/---

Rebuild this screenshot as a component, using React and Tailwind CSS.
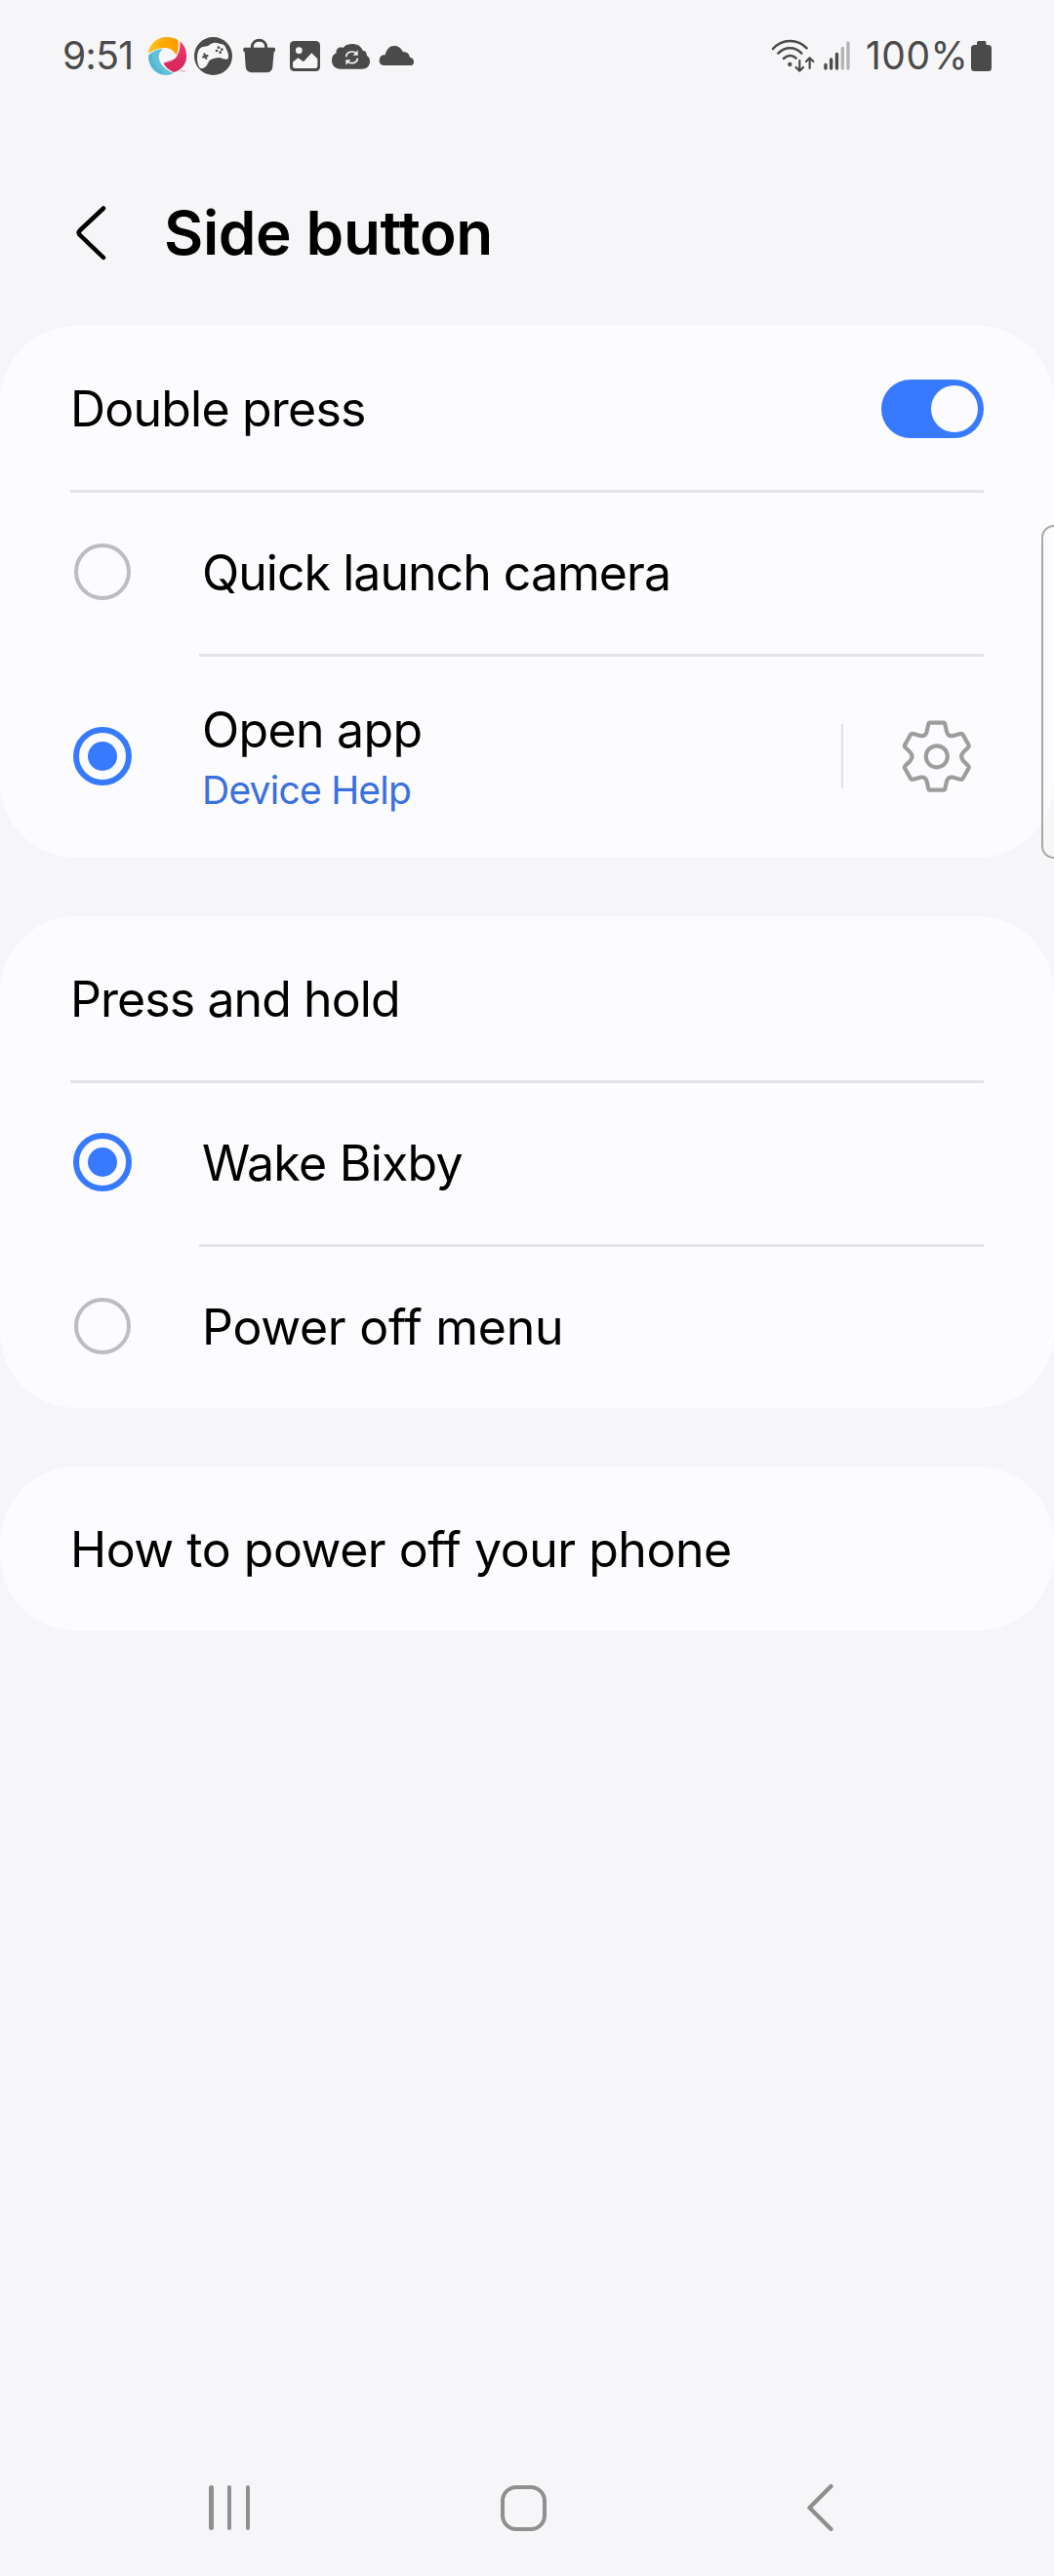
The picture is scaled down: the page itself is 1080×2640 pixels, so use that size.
import React from "react";

function SwirlLogo() {
  return (
    <svg className="ml-[17px] h-[39px] w-[39px] shrink-0" viewBox="306 54 117 117">
      <defs>
        <linearGradient id="amber" x1="0" x2="1">
          <stop offset="0.2" stopColor="#fcbc14" />
          <stop offset="1" stopColor="#fb9400" />
        </linearGradient>
        <linearGradient id="rose" x1="0" y1="0" x2="0.2" y2="1">
          <stop offset="0.2" stopColor="#f2386f" />
          <stop offset="1" stopColor="#d62a5c" />
        </linearGradient>
      </defs>
      <path d="M306 104 C309 74 334 54 362 54 C376 54 388 57 397 63 C400 78 398 95 392 109 C385 95 372 87 357 87 C340 88 322 93 306 104 Z" fill="url(#amber)" />
      <path d="M330 76 C350 66 376 68 396 84 C396 94 394 102 392 109 C385 95 372 87 357 87 C346 88 338 84 330 76 Z" fill="#ffa400" opacity="0.55" />
      <path d="M403 67 C417 78 424 95 423 115 C422 138 407 156 385 162 C371 156 358 146 353 134 C370 132 386 126 394 112 C401 101 405 84 403 67 Z" fill="url(#rose)" />
      <path d="M353 134 C372 122 388 124 423 112 C424 138 407 156 385 162 C371 156 358 146 353 134 Z" fill="#d8285c" opacity="0.4" />
      <path d="M306 112 C318 98 334 91 351 91 C339 99 335 114 341 128 C348 144 364 157 384 165 C378 169 369 171 361 171 C330 170 307 145 306 112 Z" fill="#62c1da" />
      <path d="M318 102 C316 130 330 150 352 162 C352 166 350 169 348 170 C322 164 306 142 306 112 Z" fill="#46b0cd" opacity="0.6" />
      <path d="M405 157 h5 M413 157 l2 4 l2 -4" stroke="#f2386f" strokeWidth="2" fill="none" />
    </svg>
  );
}

function GameIcon() {
  return (
    <svg className="ml-[8px] h-[39px] w-[39px] shrink-0" viewBox="447 54 117 117">
      <circle cx="505.500" cy="112.500" r="58.500" fill="#4a4a4a" />
      <path d="M468 151 C455 145 452 108 462 92 C468 83 480 83 490 81 C498 73 512 68 524 74 C536 75 542 79 545 89 C550 98 555 112 551 120 C544 127 532 117 522 117 C510 118 500 121 493 127 C488 138 482 151 468 151 Z" fill="#f6f6f8" />
      <path d="M477 104 L485 122 M472 116 L490 110" stroke="#4a4a4a" strokeWidth="6.500" />
      <g fill="#4a4a4a">
        <circle cx="522" cy="86" r="4" />
        <circle cx="532" cy="92" r="4" />
        <circle cx="516" cy="96" r="4" />
        <circle cx="527" cy="101" r="4" />
      </g>
    </svg>
  );
}

function BagIcon() {
  return (
    <svg className="ml-[11px] h-[36px] w-[34px] shrink-0" viewBox="597 58 102 108">
      <path d="M625 94 V86 C625 58 668 58 668 86 V94" fill="none" stroke="#4a4a4a" strokeWidth="9" />
      <path d="M602 87 H692 Q696 87 696 91 V97 Q696 100 692 101 L688 146 C687 159 680 164 668 164 H626 C614 164 606 159 605 146 L602 101 Q598 100 598 97 V91 Q598 87 602 87 Z" fill="#4a4a4a" />
    </svg>
  );
}

function PictureIcon() {
  return (
    <svg className="ml-[14px] h-[31px] w-[31px] shrink-0" viewBox="741 66 93 93">
      <rect x="741" y="66" width="93" height="93" rx="13" fill="#4a4a4a" />
      <circle cx="769" cy="95" r="10" fill="#f6f6f8" />
      <path d="M750 131 L766 118 L783 130 L808 103 L826 121 V144 Q826 150 819 150 H757 Q750 150 750 144 Z" fill="#f6f6f8" />
    </svg>
  );
}

function CloudSyncIcon() {
  return (
    <svg className="ml-[12px] h-[27px] w-[39px] shrink-0" viewBox="870 70 117 81">
      <path d="M897 150 C880 150 870 139 870 124 C870 111 877 104 884 101 C881 89 893 80 905 85 C915 69 955 66 965 93 C974 94 978 100 977 108 C984 112 987 118 987 126 C987 141 977 150 963 150 Z" fill="#4a4a4a" />
      <path d="M914 113 C914 99 930 93 943 100 M949 117 C949 130 933 136 920 129" fill="none" stroke="#f6f6f8" strokeWidth="5" />
      <path d="M950 92 V108 H935 Z M913 138 V122 H928 Z" fill="#f6f6f8" />
    </svg>
  );
}

function CloudIcon() {
  return (
    <svg className="ml-[9px] h-[20px] w-[37px] shrink-0" viewBox="1014 78 111 60">
      <path d="M1030 138 C1020 138 1015 130 1016 121 C1017 111 1024 105 1034 106 C1038 88 1048 78 1062 78 C1075 78 1084 86 1089 97 C1101 96 1108 103 1110 113 C1119 115 1123 120 1122 128 C1122 135 1117 138 1111 138 Z" fill="#4a4a4a" />
    </svg>
  );
}

function WifiIcon() {
  return (
    <svg className="h-[34px] w-[45px] shrink-0" viewBox="60 58 135 102" fill="none" stroke="#4a4a4a" strokeLinecap="round">
      <path d="M66 88 C94 56 142 56 170 86" strokeWidth="7.500" />
      <path d="M82 102 C103 80 134 80 154 102" strokeWidth="7.500" />
      <path d="M99 118 C110 107 126 106 137 117" strokeWidth="7.500" />
      <circle cx="118" cy="136" r="6.500" fill="#4a4a4a" stroke="none" />
      <path d="M148 124 V154 M137 145 L148 156 L159 145" strokeWidth="6.500" strokeLinejoin="round" />
      <path d="M179 148 V118 M168 127 L179 116 L190 127" strokeWidth="6.500" strokeLinejoin="round" />
    </svg>
  );
}

function SignalIcon() {
  return (
    <svg className="ml-[9px] h-[30px] w-[27px] shrink-0" viewBox="222 64 81 90" strokeWidth="10" strokeLinecap="round">
      <path d="M228 137 V148 M245 121 V148 M262.500 104 V148" stroke="#4a4a4a" />
      <path d="M280 86 V148 M297 70 V148" stroke="#b4b4b6" />
    </svg>
  );
}

function BatteryIcon() {
  return (
    <svg className="h-[31px] w-[21px] shrink-0" viewBox="0 0 21 31" fill="#4a4a4a">
      <rect x="6" y="0" width="9.500" height="8" rx="1.500" />
      <rect x="0" y="4" width="21" height="27" rx="3.500" />
    </svg>
  );
}

function StatusBar() {
  return (
    <div className="flex h-[114px] items-center justify-between pr-[64px] pl-[64px] text-[#4a4a4a]">
      <div className="flex items-center">
        <span className="w-[71px] text-[39px] leading-[48px] tracking-[-0.6px]">9:51</span>
        <SwirlLogo />
        <GameIcon />
        <BagIcon />
        <PictureIcon />
        <CloudSyncIcon />
        <CloudIcon />
      </div>
      <div className="flex items-center">
        <WifiIcon />
        <SignalIcon />
        <span className="ml-[16px] w-[108px] text-[39px] leading-[48px] tracking-[0.47px]">100%</span>
        <BatteryIcon />
      </div>
    </div>
  );
}

function Header() {
  return (
    <header className="flex h-[220px] items-center pt-[29px] pl-[76px]">
      <svg className="h-[56px] w-[34px] shrink-0" viewBox="0 0 34 56" fill="none" stroke="#000" strokeWidth="4.500" strokeLinecap="round" strokeLinejoin="round">
        <path d="M30 2.500 L6 25 Q3.500 27.500 6 30 L30 53" />
      </svg>
      <h1 className="ml-[58px] text-[62px] leading-[76px] font-semibold tracking-[-0.38px]">Side button</h1>
    </header>
  );
}

function Card({ children }) {
  return <section className="rounded-[78px] bg-[#fcfcff]">{children}</section>;
}

function Divider({ inset }) {
  return <div className={inset ? "mr-[72px] -mb-[3px] ml-[204px] h-[3px] bg-[#e4e4e6]" : "mx-[72px] -mb-[3px] h-[3px] bg-[#e4e4e6]"} />;
}

function Radio({ checked }) {
  return (
    <div className="flex w-[66px] shrink-0 justify-center">
      {checked ? (
        <div className="flex h-[60px] w-[60px] items-center justify-center rounded-full border-[6px] border-[#387aff]">
          <div className="h-[30px] w-[30px] rounded-full bg-[#387aff]" />
        </div>
      ) : (
        <div className="h-[58px] w-[58px] rounded-full border-4 border-[#bdbdc1]" />
      )}
    </div>
  );
}

function Label({ className, children }) {
  return <span className={"pt-[2px] text-[50px] leading-[60px] whitespace-nowrap " + className}>{children}</span>;
}

function Row({ children }) {
  return <div className="flex h-[168px] items-center px-[72px]">{children}</div>;
}

function Switch() {
  return (
    <div className="mt-[1px] ml-auto flex h-[60px] w-[105px] items-center justify-end rounded-full bg-[#387aff] px-[6px]">
      <div className="h-[48px] w-[48px] rounded-full bg-[#fcfcff]" />
    </div>
  );
}

function GearIcon() {
  return (
    <svg className="mt-[2px] ml-[59px] h-[77px] w-[74px] shrink-0" viewBox="429 231 222 231" fill="none" stroke="#9d9d9d" strokeWidth="12.500" strokeLinejoin="round">
      <path d="M519 242 H560 Q564 242 565 246 L570 269 Q574 285 590 282 L612 276 Q617 275 620 279 L637 309 Q640 314 636 318 L621 333 Q610 346 621 359 L636 374 Q640 378 637 383 L620 413 Q617 418 612 416 L590 410 Q574 407 570 422 L565 445 Q564 449 560 449 H519 Q515 449 514 445 L509 422 Q505 407 489 410 L467 416 Q462 418 459 413 L442 383 Q439 378 443 374 L458 359 Q469 346 458 333 L443 318 Q439 314 442 309 L459 279 Q462 275 467 276 L489 282 Q505 285 509 269 L514 246 Q515 242 519 242 Z" />
      <circle cx="539.500" cy="346" r="33" />
    </svg>
  );
}

function NavBar() {
  return (
    <nav className="mt-auto flex h-[140px] items-center pl-[214px]">
      <div className="flex w-[42px] justify-between">
        <div className="h-[46px] w-[4.500px] rounded-full bg-[#8f8f8f]" />
        <div className="h-[46px] w-[4.500px] rounded-full bg-[#8f8f8f]" />
        <div className="h-[46px] w-[4.500px] rounded-full bg-[#8f8f8f]" />
      </div>
      <div className="ml-[257px] h-[47px] w-[47px] rounded-[16px] border-[4.500px] border-[#8f8f8f]" />
      <svg className="ml-[265px] h-[50px] w-[32px]" viewBox="0 0 32 50" fill="none" stroke="#8f8f8f" strokeWidth="4.300" strokeLinecap="round" strokeLinejoin="round">
        <path d="M26.500 3 L4.500 25 L26.500 47" />
      </svg>
    </nav>
  );
}

export default function App() {
  return (
    <div className="relative flex h-[2640px] w-[1080px] flex-col overflow-hidden bg-[#f6f6f8] font-['Inter',sans-serif] text-black">
      <StatusBar />
      <Header />
      <main className="flex flex-col gap-[60px]">
        <Card>
          <Row>
            <Label className="tracking-[-0.79px]">Double press</Label>
            <Switch />
          </Row>
          <Divider />
          <Row>
            <Radio />
            <Label className="ml-[69px] tracking-[-0.97px]">Quick launch camera</Label>
          </Row>
          <Divider inset />
          <div className="flex h-[209px] items-center px-[72px]">
            <Radio checked />
            <div className="ml-[69px] flex flex-col">
              <Label className="tracking-[-0.7px]">Open app</Label>
              <span className="mt-[8px] text-[39px] leading-[48px] tracking-[-0.76px] text-[#3a70e0]">Device Help</span>
            </div>
            <div className="ml-auto h-[66px] w-[2px] bg-[#e2e2e4]" />
            <GearIcon />
            <div className="w-[11px]" />
          </div>
        </Card>
        <Card>
          <Row>
            <Label className="tracking-[-0.92px]">Press and hold</Label>
          </Row>
          <Divider />
          <Row>
            <Radio checked />
            <Label className="ml-[69px] tracking-[-0.73px]">Wake Bixby</Label>
          </Row>
          <Divider inset />
          <Row>
            <Radio />
            <Label className="ml-[69px] tracking-[-0.26px]">Power off menu</Label>
          </Row>
        </Card>
        <Card>
          <Row>
            <Label className="tracking-[-0.47px]">How to power off your phone</Label>
          </Row>
        </Card>
      </main>
      <NavBar />
      <div className="absolute top-[538px] -right-[17px] h-[342px] w-[30px] rounded-[13px] border-[2.500px] border-[#a8a8a8] bg-white/20" />
    </div>
  );
}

\---

→ Exercise aim:
Return only the lines from the start of the data through the line that contains "import React from", please, copying them exactly and omitting all pictures.

→ Problem solution:
Rebuild this screenshot as a component, using React and Tailwind CSS.
The picture is scaled down: the page itself is 1080×2640 pixels, so use that size.
import React from "react";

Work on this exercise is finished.